Colonial Wars society set for Bermuda trip
For the first time in more than a century, a prestigious American society has chosen to host its annual meeting in Bermuda.
The General Society of Colonial Wars will bring approximately 200 members to Bermuda in May and will induct Mayor of Hamilton Graeme Outerbridge into their fold.
“It's going to be a great trip,” Charles A Poekel Jr, the chairman of the Bermuda Planning Committee and Lieutenant Governor of the Colonial Wars of New Jersey, said, “People are coming from all over the country.”
It was decided to host the meeting outside United States for the first time because members of the society — one of the oldest hereditary societies with membership based on the military service of an ancestor — are interested in exploring the historical relationship between Bermuda and the United States, Mr Poekel explained.
“The famous incident is of course the Gunpowder Plot,” Mr Poekel said, but he added that the group's interest also predates this event and concerns the maritime connection in particular.
“Some of our members call Bermuda the 14th colony,” he added.
Mr Poekel, who spent the weekend in Bermuda to finalise event preparations, said the majority of the members will be arriving on the Norwegian Breakaway on May 6, and will be treated to a three-day whirlwind tour of the Island.
This will begin with a reception at City Hall, where the Society will be welcomed by town crier Ed Christopher and Johnny Barnes.
“The one thing that makes Bermuda the wonderful place that it is, is the people, and Johnny Barnes epitomises this,” Mr Poekel said, adding that there will also be a showing of the video Mr Happy Man, which features Johnny Barnes.
Mayor Outerbridge “may very well be the first Bermudian” to be inducted into the society, Mr Poekel said. Mr Poekel noted that Mayor Outerbridge, whose family can be traced back generations in Bermuda, was well qualified to become a member of the society. There will also be a luncheon and speech by Premier Michael Dunkley at the Royal Bermuda Yacht Club and a reception at Government House, hosted by Governor George Fergusson.
A seedling grown in Bermuda from seeds taken from a tree at Mount Vernon — the plantation home of George Washington in Virginia — will be planted during a ceremony in Queen Elizabeth Park, formerly known as Par-la-Ville Park.

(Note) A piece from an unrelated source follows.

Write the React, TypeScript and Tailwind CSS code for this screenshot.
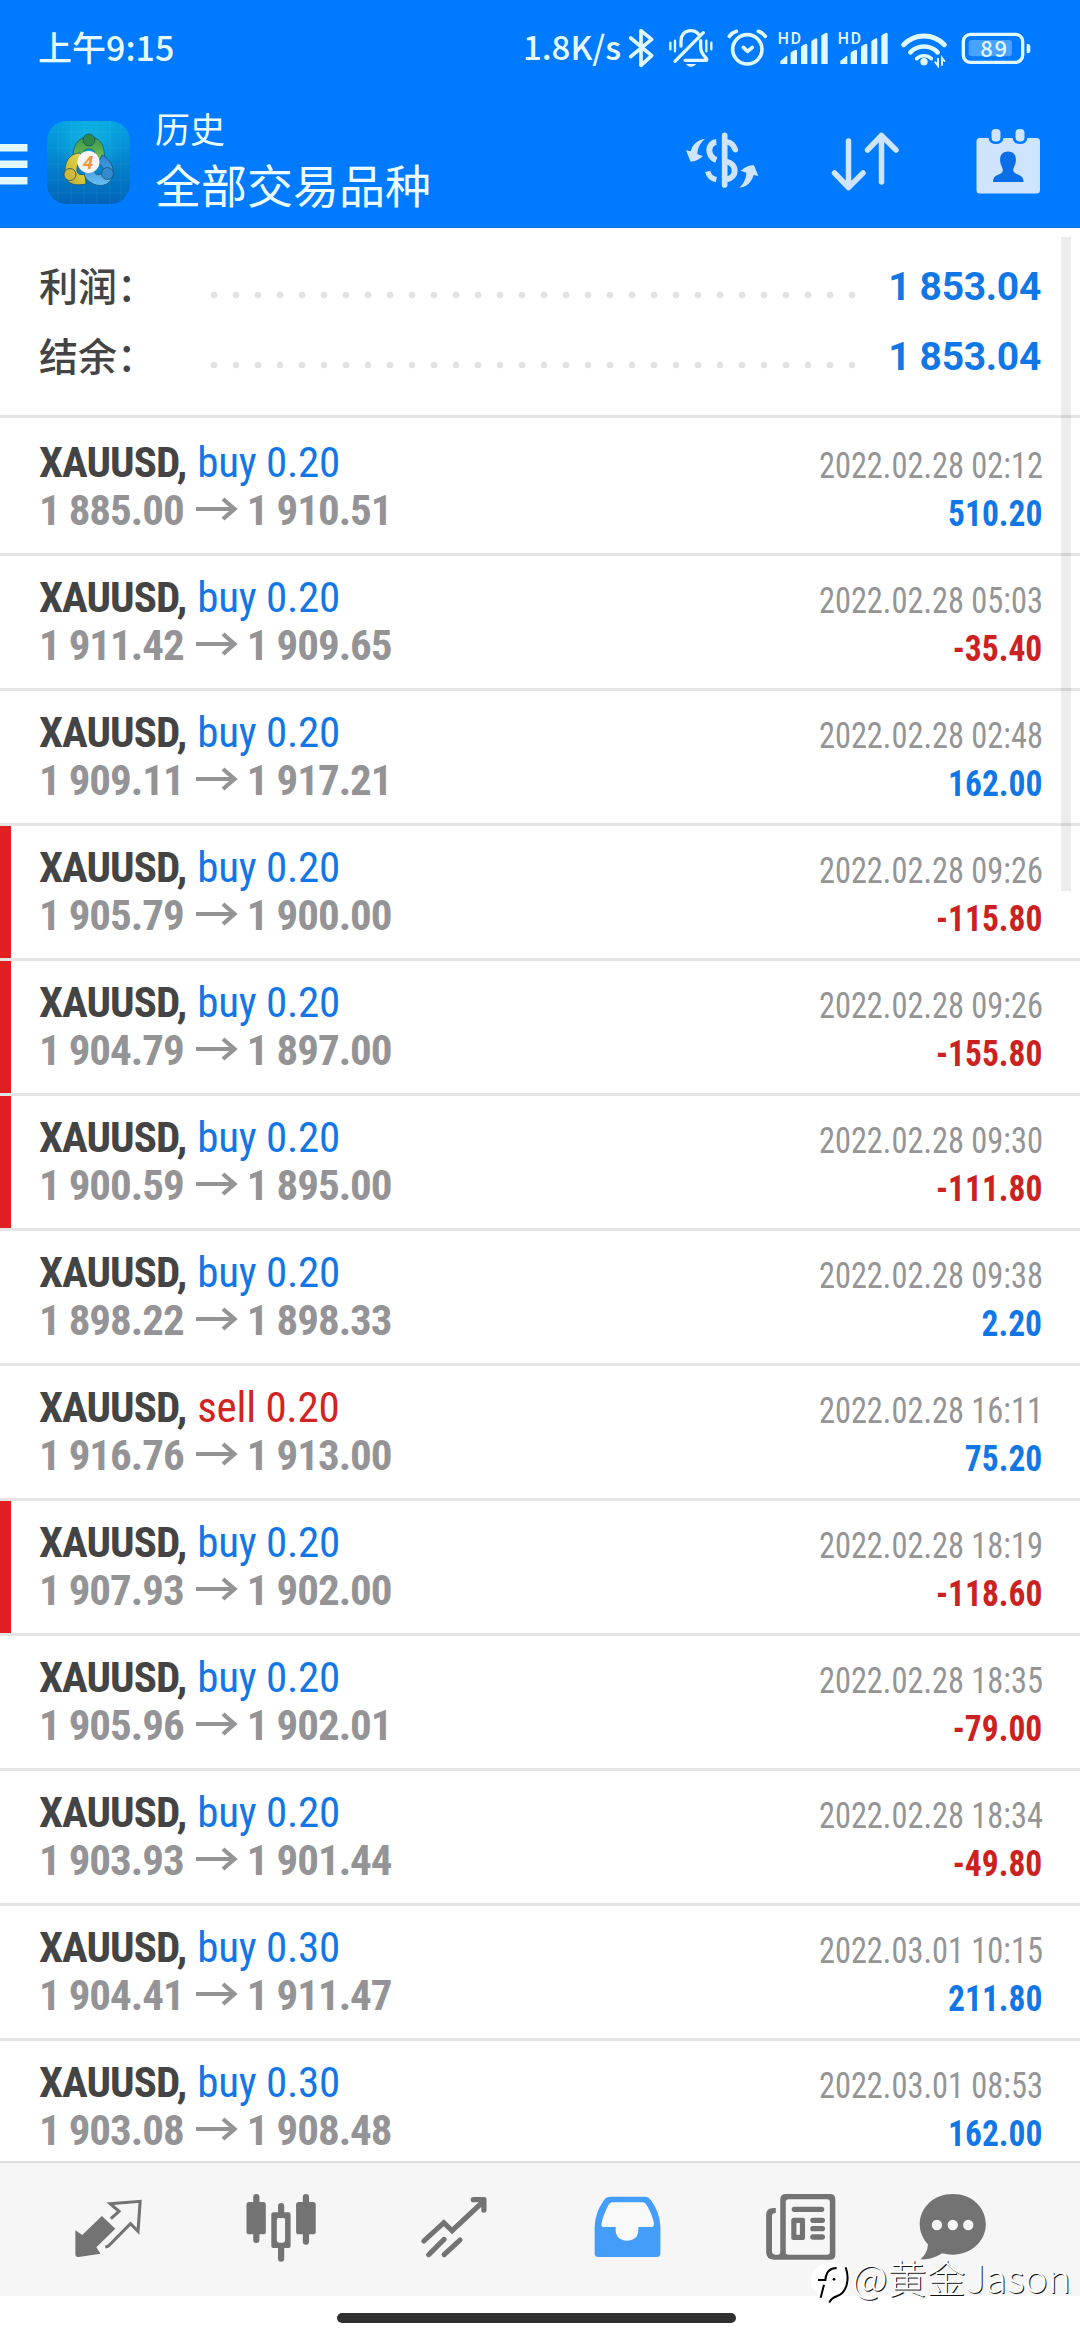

“The tree is a Redbud,” Mr Poekel said. “It will be a gift from the General Society to the people of Bermuda.”
The members will also tour St George's and meet with Mayor Garth Rothwell before attending a white tie/black tie dinner dance at Fourways Inn. The Society's annual tennis tournament, which has been hosted for 25 years, will be held at Coral Beach & Tennis Club and Mr Poekel said that Mayor Outerbridge had already signed up.
A golf tournament and reception will also be hosted at Port Royal Golf Club, before the members depart on May 10.
Associate Professor of History at the University of Rochester, Michael Jarvis, who launched the Smiths Island Archaeology Project in 2010, will be accompanying the group on the Norwegian Breakaway to lecture on Bermuda.
“It should be a fabulous trip and a meaningful trip,” Mr Poekel said. “We've been very impressed with the Government, and the fact that Mayor Outerbridge will be joining the Society.”
The Society of Colonial Wars was founded in 1892 in New York for the purpose of furthering the interest in, and study of, America's Colonial history for the period between the settlement of Jamestown, Virginia on May 13, 1607 and the battle of Lexington on April 19, 1775. The General Society of Colonial Wars was founded in 1893.